L’uscita dell’atteso e ultraosannato album dei Carcass l’anno scorso ha segnato un’importante svolta nella scena death metal mondiale, a mò di climax più volte rinviato. Finiti sembrano i giorni del dominio del black metal; ormai violentato e aperto in ogni orifizio, lascia ogni giorno di più il passo alla “morte metallara”, gli echi del suo ritorno si possono udire in ogni dove.
E, difatti, già nel 2011, i finlandesi Corpsessed erano riusciti ad attirare l’attenzione del pubblico con l’ottimo “The Dagger & the Chalice” ed eccoci qui con il loro primo lavoro sulla lunga distanza, anticipato da un EP S/T di un paio d’anni fa.
In primis, la buona notizia: le qualità ascoltate lì rimangono intatte anche su questo Abysmal Thresholds. I nostri propongono un death metal oltremodo ammuffito e amaro, portato avanti da un growl satanico che ribolle di oscurità. I riff sputano veleno da ogni nota, come nei migliori momenti nelle ottime Sovereign (l’intermezzo con le tastiere è splendido) e Trepanation.
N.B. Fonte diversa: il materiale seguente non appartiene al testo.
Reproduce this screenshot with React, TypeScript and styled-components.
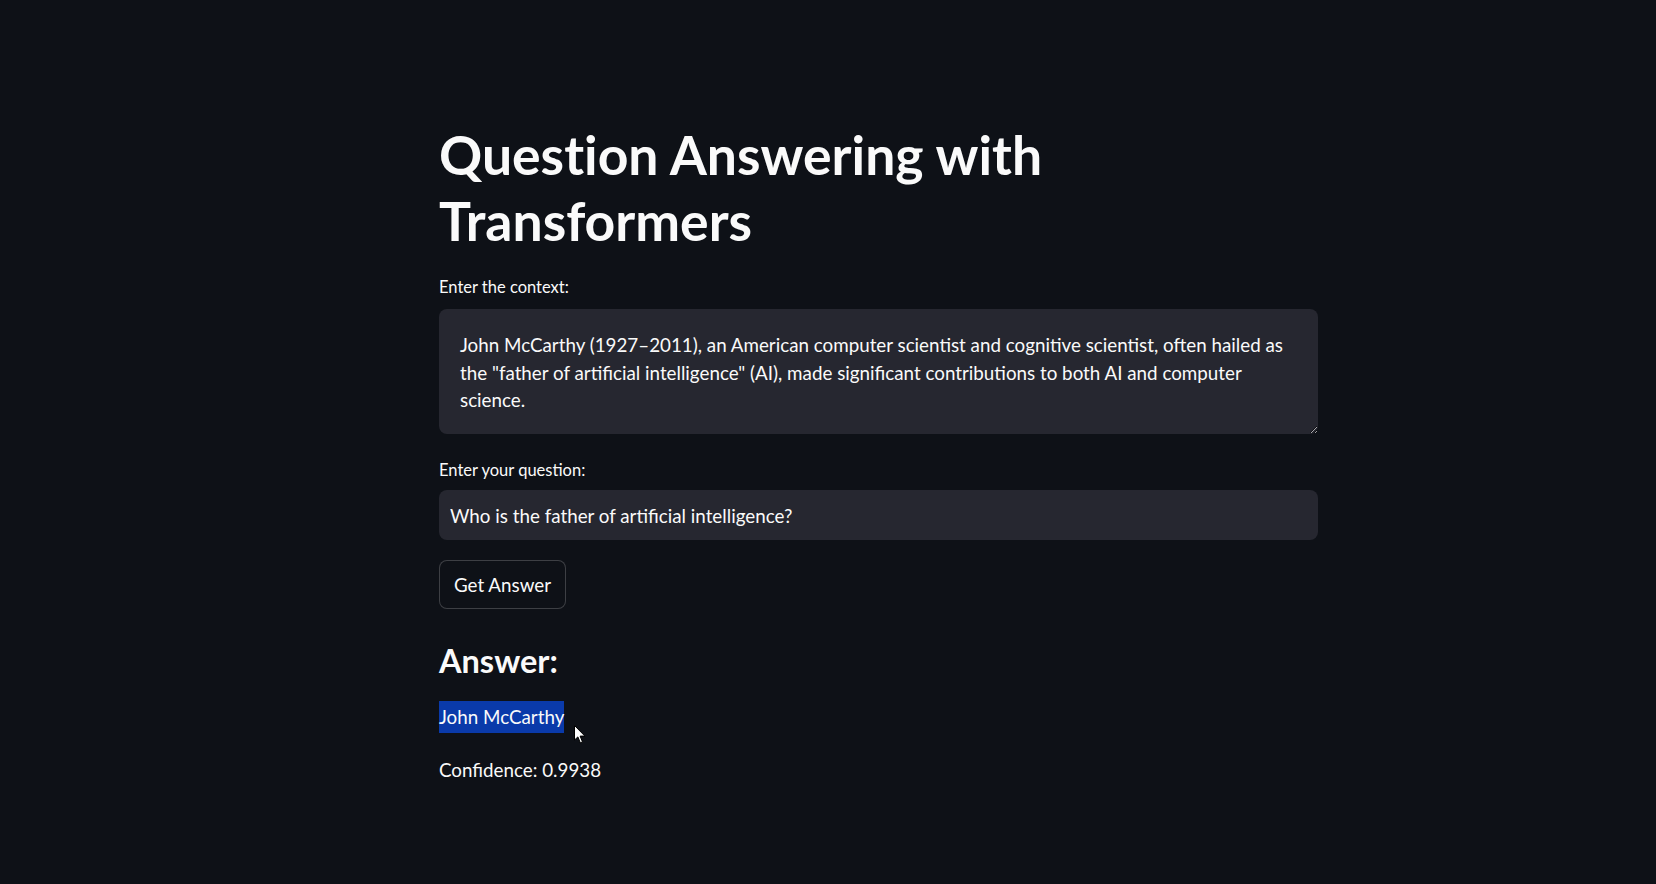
import React from "react";
import styled, { createGlobalStyle } from "styled-components";

const GlobalStyle = createGlobalStyle`
  html, body {
    margin: 0;
    padding: 0;
    background: #0e1117;
    color-scheme: dark;
  }
  body {
    font-family: "Lato", "Noto Sans", sans-serif;
    color: #fafafa;
  }
`;

const Page = styled.main`
  min-height: 884px;
  background: #0e1117;
  padding: 121px 0 0 439px;
  box-sizing: border-box;
`;

const Block = styled.div`
  width: 879px;
  display: flex;
  flex-direction: column;
  align-items: flex-start;
`;

const Title = styled.h1`
  margin: 0;
  font-family: "Lato", sans-serif;
  font-weight: 700;
  font-size: 53.5px;
  line-height: 66px;
  color: #fafafa;
  font-variant-ligatures: none;
`;

const Label = styled.label<{ $top: number }>`
  display: block;
  margin-top: ${(p) => p.$top}px;
  font-size: 16.5px;
  line-height: 20px;
  color: #fafafa;
`;

const TextArea = styled.textarea`
  box-sizing: border-box;
  margin-top: 12px;
  width: 879px;
  height: 125px;
  padding: 22px 21px 18px 21px;
  border: none;
  border-radius: 8px;
  background: #262730;
  color: #fafafa;
  font-family: "Lato", sans-serif;
  font-size: 18.8px;
  line-height: 27.5px;
  resize: vertical;
  outline: none;
  overflow: hidden;
`;

const TextInput = styled.input`
  box-sizing: border-box;
  margin-top: 10px;
  width: 879px;
  height: 50px;
  padding: 0 11px;
  border: none;
  border-radius: 8px;
  background: #262730;
  color: #fafafa;
  font-family: "Lato", sans-serif;
  font-size: 18.8px;
  outline: none;
`;

const Button = styled.button`
  box-sizing: border-box;
  margin-top: 20px;
  height: 49px;
  padding: 0 14px;
  border: 1px solid rgba(250, 250, 250, 0.2);
  border-radius: 8px;
  background: #0e1117;
  color: #fafafa;
  font-family: "Lato", sans-serif;
  font-size: 18.8px;
  cursor: pointer;
`;

const AnswerHeading = styled.h3`
  margin: 32px 0 0;
  font-family: "Lato", sans-serif;
  font-weight: 700;
  font-size: 32.5px;
  line-height: 40px;
  color: #fafafa;
`;

const AnswerRow = styled.div`
  position: relative;
  margin-top: 20px;
  font-size: 18.8px;
  line-height: 32px;
`;

const Selected = styled.span`
  display: inline-block;
  background: #0a3aaa;
  color: #fafafa;
`;

const Cursor = styled.svg`
  position: absolute;
  left: 135px;
  top: 24px;
  width: 12px;
  height: 19px;
`;

const Paragraph = styled.p`
  margin: 21px 0 0;
  font-size: 18.8px;
  line-height: 32px;
  color: #fafafa;
`;

const contextText =
  'John McCarthy (1927\u20132011), an American computer scientist and cognitive scientist, often hailed as the "father of artificial intelligence" (AI), made significant contributions to both AI and computer science.';

export default function App() {
  return (
    <>
      <GlobalStyle />
      <Page>
        <Block>
          <Title>
            Question Answering with
            <br />
            Transformers
          </Title>
          <Label $top={24}>Enter the context:</Label>
          <TextArea defaultValue={contextText} />
          <Label $top={26}>Enter your question:</Label>
          <TextInput defaultValue="Who is the father of artificial intelligence?" />
          <Button>Get Answer</Button>
          <AnswerHeading>Answer:</AnswerHeading>
          <AnswerRow>
            <Selected>John McCarthy</Selected>
            <Cursor viewBox="0 0 12 19">
              <path
                d="M0.5 0.5 L0.5 15 L3.9 11.9 L6.3 17.8 L8.5 16.9 L6.1 11.1 L10.9 11.1 Z"
                fill="#ffffff"
                stroke="#000000"
                strokeWidth="1"
                strokeLinejoin="round"
              />
            </Cursor>
          </AnswerRow>
          <Paragraph>Confidence: 0.9938</Paragraph>
        </Block>
      </Page>
    </>
  );
}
Le dolenti note arrivano invece a livello di mera produzione, per quanto non così terribile come lamentato da altri, è vero che mal si confà al loro stile. Le chitarre graffiano poco, i vocalizzi restano in un fastidioso limbo in cui non prevalgono né vengono affogati e il mix perfettamente al centro proprio non si addice a un ascolto in cuffia.
Così diventa fin troppo facile arrivare a metà album e perdere l’attenzione, anche perché il songwriting tra Ravening Tides e Apotheosis cala nettamente di qualità, ripigliandosi successivamente poi con la breve ma intensa Demonical Subjagation, già ascoltata nell’ultimo EP, arricchita da parecchi cambi di ritmo e un ottimo lavoro ritmico.
Fortunatamente, la produzione non riesce ad affossare le buone qualità dei cinque; Abysmal Thresholds si conferma un buon album e un promettente inizio di carriera.